Dr. Weizmann, president of the World Zionist Organization, made a 90-minute speech at the opening session, held in strictest secrecy, of the Zionist General council, supreme Zionist body between biennial congresses of the movement. He painted a somber picture of the political situation affecting Zionism and was understood to have made a profound impression on his listeners.

Dr. Weizmann reviewed the political situation since the Zionist congress of August, 1937, in Zurich, Switzerland. At that congress, the Zionist Organization decided to negotiate with the British Government for clarification of its proposal to create a Jewish State in Palestine.

Dr. Weizmann said he had understood the Government, after accepting the general conclusions of the Peel Royal Commission recommending a three-way partition of the Holy Land, intended to proceed with the partition and then seemed determined not to permit the enemies of Zionism to make Palestine into a second Spain.

But a delay followed, he declared, which he presumed was due to complications in the international sphere, which always have aggravating repercussions for Jews. With the delay, he continued, the center of gravity of Palestine politics shifted to London, and hence his return. In the three weeks since his return, the Zionist leader said, his main task has been to enlighten the proper quarters about the Zionist situation and counteract certain influences hostile to Zionism, which have been most active.

He expressed the belief that the Zionist movement would emerge triumphant, intimating he would speak further on the political situation in the course of the debate, which is expected to conclude Sunday.

The meeting was opened by Menachem Mendel Ussishkin, chairman of the council, who outlined the work of the session and paid tribute to Zionists who have died recently.

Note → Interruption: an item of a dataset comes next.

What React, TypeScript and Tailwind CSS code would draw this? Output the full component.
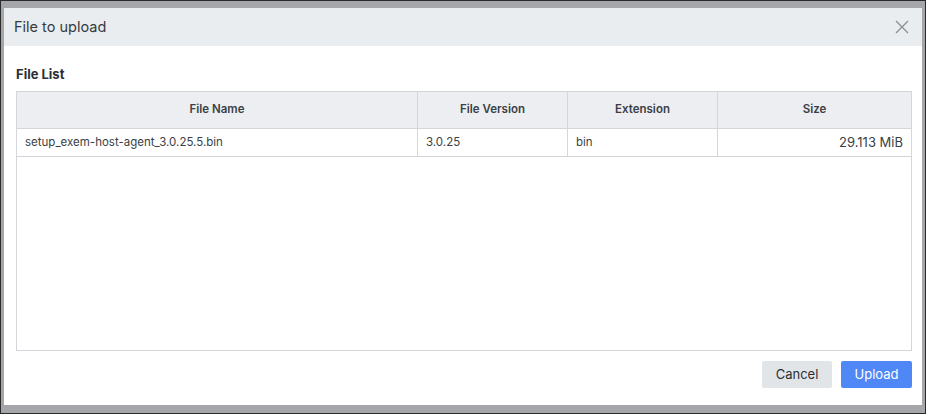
import React from 'react';

const columns = [
  { label: 'File Name', width: 'w-[401px]' },
  { label: 'File Version', width: 'w-[150px]' },
  { label: 'Extension', width: 'w-[150px]' },
  { label: 'Size', width: 'flex-1' },
];

const App: React.FC = () => {
  return (
    <div className="w-[926px] h-[414px] border border-[#2a2a2a] bg-[#a4a6a9] pt-[7px] pl-[3px] font-['Inter',sans-serif] overflow-hidden">
      <div className="w-[918px] h-[397px] bg-white flex flex-col">
        {/* header */}
        <div className="h-[38px] bg-[#eaedf0] flex items-center justify-between pl-[10px] pr-[13px] shrink-0">
          <span className="text-[14.5px] text-[#343a40]">File to upload</span>
          <button className="text-[#8a8f96]">
            <svg width="14" height="14" viewBox="0 0 14 14" fill="none" stroke="currentColor" strokeWidth="1.3">
              <path d="M1 1L13 13M13 1L1 13" />
            </svg>
          </button>
        </div>

        {/* body */}
        <div className="flex-1 flex flex-col pl-3 pr-[10px] pt-[20px]">
          <div className="text-[13px] font-bold text-[#2b2f33] leading-4">File List</div>
          <div className="mt-[9px] w-[896px] h-[260px] border border-[#d3d6db] flex flex-col">
            <div className="flex h-[37px] bg-[#eceef1] border-b border-[#d3d6db]">
              {columns.map((c, i) => (
                <div
                  key={c.label}
                  className={`${c.width} flex items-center justify-center text-[11.5px] font-semibold text-[#3a3f45] ${i < columns.length - 1 ? 'border-r border-[#d3d6db]' : ''}`}
                >
                  {c.label}
                </div>
              ))}
            </div>
            <div className="flex h-[28px] border-b border-[#d3d6db] text-[11.5px] text-[#3a3f45]">
              <div className="w-[401px] flex items-center px-2 border-r border-[#d3d6db]">setup_exem-host-agent_3.0.25.5.bin</div>
              <div className="w-[150px] flex items-center px-2 border-r border-[#d3d6db]">3.0.25</div>
              <div className="w-[150px] flex items-center px-2 border-r border-[#d3d6db]">bin</div>
              <div className="flex-1 flex items-center justify-end px-2 text-[13px]">29.113 MiB</div>
            </div>
          </div>

          <div className="flex justify-end gap-[9px] mt-[10px]">
            <button className="w-[70px] h-[27px] rounded-[2px] bg-[#e2e5e8] text-[13px] text-[#2b2f33]">Cancel</button>
            <button className="w-[71px] h-[27px] rounded-[2px] bg-[#4f88f6] text-[13px] text-white">Upload</button>
          </div>
        </div>
      </div>
    </div>
  );
};

export default App;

Opening the debate, Rabbi Meir Berlin, of Palestine, honorary president of the Mizrachi Organization, commented that Dr. Weizmann no longer appeared as certain as before that Britain was doing its best to put into effect the Jewish National Home. He said that the political committee elected at the Zurich congress did not work. Rabbi berlin outlined the anti-partitionists’ viewpoint in the light of recent developments.

Dr. Kurt Blumenfeld, former leader of the German Zionists, stressed the need for clarification of the political issues. He declared that lack of unity among Zionist was hampering their work. Abraham Goldberg, of New York, and Rabbi Wolf Gold, of Palestine, president of Mizrachi, spoke at the evening session.

Strong sentiment was in evidence among delegates for the earliest possible closing of the political debate to enable consideration of other problems, such as the present economic situation in Palestine. Opinion was expressed in Zionist circles that statements of Colonial secretary William Ormsby-Gore to the House of Commons Tuesday did not change the political situation.